-- begin --

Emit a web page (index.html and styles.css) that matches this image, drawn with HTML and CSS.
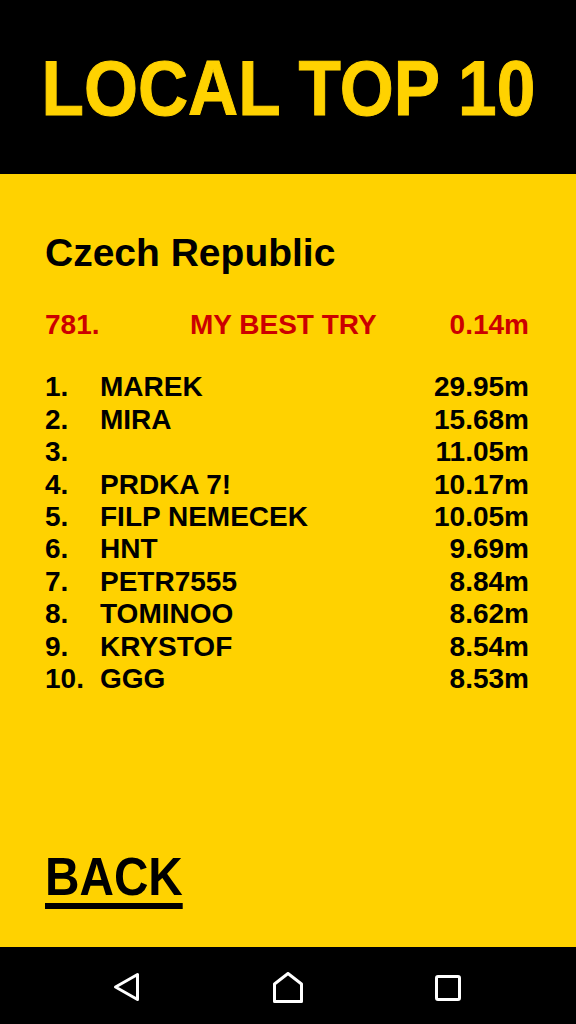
FILE: index.html
```html
<!DOCTYPE html>
<html>
<head>
<meta charset="utf-8">
<link rel="stylesheet" href="styles.css">
</head>
<body>
<div class="screen">
  <header class="top">
    <h1 class="title">LOCAL TOP 10</h1>
  </header>
  <main class="board">
    <h2 class="country">Czech Republic</h2>
    <div class="mine">
      <span>781.</span><span>MY BEST TRY</span><span class="dist">0.14m</span>
    </div>
    <ol class="list">
      <li class="row"><span>1.</span><span>MAREK</span><span class="dist">29.95m</span></li>
      <li class="row"><span>2.</span><span>MIRA</span><span class="dist">15.68m</span></li>
      <li class="row"><span>3.</span><span></span><span class="dist">11.05m</span></li>
      <li class="row"><span>4.</span><span>PRDKA 7!</span><span class="dist">10.17m</span></li>
      <li class="row"><span>5.</span><span>FILP NEMECEK</span><span class="dist">10.05m</span></li>
      <li class="row"><span>6.</span><span>HNT</span><span class="dist">9.69m</span></li>
      <li class="row"><span>7.</span><span>PETR7555</span><span class="dist">8.84m</span></li>
      <li class="row"><span>8.</span><span>TOMINOO</span><span class="dist">8.62m</span></li>
      <li class="row"><span>9.</span><span>KRYSTOF</span><span class="dist">8.54m</span></li>
      <li class="row"><span>10.</span><span>GGG</span><span class="dist">8.53m</span></li>
    </ol>
    <div class="back-wrap"><span class="back">BACK</span></div>
  </main>
  <nav class="nav">
    <div class="nav-btn">
      <svg width="32" height="32" viewBox="0 0 32 32"><path d="M3.5 15 L25.5 2.5 L25.5 27.5 Z" fill="none" stroke="#fff" stroke-width="3" stroke-linejoin="round"/></svg>
    </div>
    <div class="nav-btn">
      <svg width="32" height="32" viewBox="0 0 32 32"><path d="M2.5 29.5 L2.5 12 L16 1.5 L29.5 12 L29.5 29.5 Z" fill="none" stroke="#fff" stroke-width="3" stroke-linejoin="round"/></svg>
    </div>
    <div class="nav-btn">
      <svg width="32" height="32" viewBox="0 0 32 32"><rect x="4.5" y="4.5" width="23" height="23" rx="1.5" fill="none" stroke="#fff" stroke-width="3"/></svg>
    </div>
  </nav>
</div>
</body>
</html>
```

FILE: styles.css
```css
html, body {
  margin: 0;
  padding: 0;
  background: #000;
}
.screen {
  width: 576px;
  height: 1024px;
  display: flex;
  flex-direction: column;
  font-family: "Liberation Sans", Arial, sans-serif;
  font-weight: bold;
}
.top {
  height: 174px;
  background: #000;
  display: flex;
  justify-content: center;
  box-sizing: border-box;
  padding-top: 44px;
  overflow: hidden;
}
.title {
  margin: 0;
  display: inline-block;
  font-family: "Liberation Sans", Arial, sans-serif;
  font-weight: bold;
  font-size: 78px;
  line-height: 88px;
  color: #ffd200;
  -webkit-text-stroke: 1px #ffd200;
  white-space: nowrap;
  transform: scaleX(0.89);
  transform-origin: center;
}
.board {
  height: 773px;
  box-sizing: border-box;
  background: #ffd200;
  padding: 56px 47px 38px 45px;
  display: flex;
  flex-direction: column;
  color: #000;
}
.country {
  margin: 0;
  font-size: 39px;
  line-height: 45px;
  font-weight: bold;
}
.mine {
  margin-top: 34px;
  display: grid;
  grid-template-columns: 145px 1fr auto;
  font-size: 28px;
  line-height: 32.4px;
  color: #cc0000;
}
.list {
  list-style: none;
  margin: 30px 0 0 0;
  padding: 0;
}
.row {
  display: grid;
  grid-template-columns: 55px 1fr auto;
  font-size: 28px;
  line-height: 32.4px;
}
.dist {
  text-align: right;
}
.back-wrap {
  margin-top: auto;
}
.back {
  display: inline-block;
  font-size: 53px;
  line-height: 53px;
  border-bottom: 6px solid #000;
  transform: scaleX(0.9);
  transform-origin: left center;
}
.nav {
  height: 77px;
  background: #000;
  display: grid;
  grid-template-columns: 160px 160px 160px;
  justify-content: center;
  align-items: center;
  padding-top: 5px;
  box-sizing: border-box;
}
.nav-btn {
  display: flex;
  justify-content: center;
  align-items: center;
}
```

-- end --

> Written problem
All of the material above is to be copied exactly, except for its images.

> Solution for this exercise
Emit a web page (index.html and styles.css) that matches this image, drawn with HTML and CSS.
FILE: index.html
```html
<!DOCTYPE html>
<html>
<head>
<meta charset="utf-8">
<link rel="stylesheet" href="styles.css">
</head>
<body>
<div class="screen">
  <header class="top">
    <h1 class="title">LOCAL TOP 10</h1>
  </header>
  <main class="board">
    <h2 class="country">Czech Republic</h2>
    <div class="mine">
      <span>781.</span><span>MY BEST TRY</span><span class="dist">0.14m</span>
    </div>
    <ol class="list">
      <li class="row"><span>1.</span><span>MAREK</span><span class="dist">29.95m</span></li>
      <li class="row"><span>2.</span><span>MIRA</span><span class="dist">15.68m</span></li>
      <li class="row"><span>3.</span><span></span><span class="dist">11.05m</span></li>
      <li class="row"><span>4.</span><span>PRDKA 7!</span><span class="dist">10.17m</span></li>
      <li class="row"><span>5.</span><span>FILP NEMECEK</span><span class="dist">10.05m</span></li>
      <li class="row"><span>6.</span><span>HNT</span><span class="dist">9.69m</span></li>
      <li class="row"><span>7.</span><span>PETR7555</span><span class="dist">8.84m</span></li>
      <li class="row"><span>8.</span><span>TOMINOO</span><span class="dist">8.62m</span></li>
      <li class="row"><span>9.</span><span>KRYSTOF</span><span class="dist">8.54m</span></li>
      <li class="row"><span>10.</span><span>GGG</span><span class="dist">8.53m</span></li>
    </ol>
    <div class="back-wrap"><span class="back">BACK</span></div>
  </main>
  <nav class="nav">
    <div class="nav-btn">
      <svg width="32" height="32" viewBox="0 0 32 32"><path d="M3.5 15 L25.5 2.5 L25.5 27.5 Z" fill="none" stroke="#fff" stroke-width="3" stroke-linejoin="round"/></svg>
    </div>
    <div class="nav-btn">
      <svg width="32" height="32" viewBox="0 0 32 32"><path d="M2.5 29.5 L2.5 12 L16 1.5 L29.5 12 L29.5 29.5 Z" fill="none" stroke="#fff" stroke-width="3" stroke-linejoin="round"/></svg>
    </div>
    <div class="nav-btn">
      <svg width="32" height="32" viewBox="0 0 32 32"><rect x="4.5" y="4.5" width="23" height="23" rx="1.5" fill="none" stroke="#fff" stroke-width="3"/></svg>
    </div>
  </nav>
</div>
</body>
</html>
```

FILE: styles.css
```css
html, body {
  margin: 0;
  padding: 0;
  background: #000;
}
.screen {
  width: 576px;
  height: 1024px;
  display: flex;
  flex-direction: column;
  font-family: "Liberation Sans", Arial, sans-serif;
  font-weight: bold;
}
.top {
  height: 174px;
  background: #000;
  display: flex;
  justify-content: center;
  box-sizing: border-box;
  padding-top: 44px;
  overflow: hidden;
}
.title {
  margin: 0;
  display: inline-block;
  font-family: "Liberation Sans", Arial, sans-serif;
  font-weight: bold;
  font-size: 78px;
  line-height: 88px;
  color: #ffd200;
  -webkit-text-stroke: 1px #ffd200;
  white-space: nowrap;
  transform: scaleX(0.89);
  transform-origin: center;
}
.board {
  height: 773px;
  box-sizing: border-box;
  background: #ffd200;
  padding: 56px 47px 38px 45px;
  display: flex;
  flex-direction: column;
  color: #000;
}
.country {
  margin: 0;
  font-size: 39px;
  line-height: 45px;
  font-weight: bold;
}
.mine {
  margin-top: 34px;
  display: grid;
  grid-template-columns: 145px 1fr auto;
  font-size: 28px;
  line-height: 32.4px;
  color: #cc0000;
}
.list {
  list-style: none;
  margin: 30px 0 0 0;
  padding: 0;
}
.row {
  display: grid;
  grid-template-columns: 55px 1fr auto;
  font-size: 28px;
  line-height: 32.4px;
}
.dist {
  text-align: right;
}
.back-wrap {
  margin-top: auto;
}
.back {
  display: inline-block;
  font-size: 53px;
  line-height: 53px;
  border-bottom: 6px solid #000;
  transform: scaleX(0.9);
  transform-origin: left center;
}
.nav {
  height: 77px;
  background: #000;
  display: grid;
  grid-template-columns: 160px 160px 160px;
  justify-content: center;
  align-items: center;
  padding-top: 5px;
  box-sizing: border-box;
}
.nav-btn {
  display: flex;
  justify-content: center;
  align-items: center;
}
```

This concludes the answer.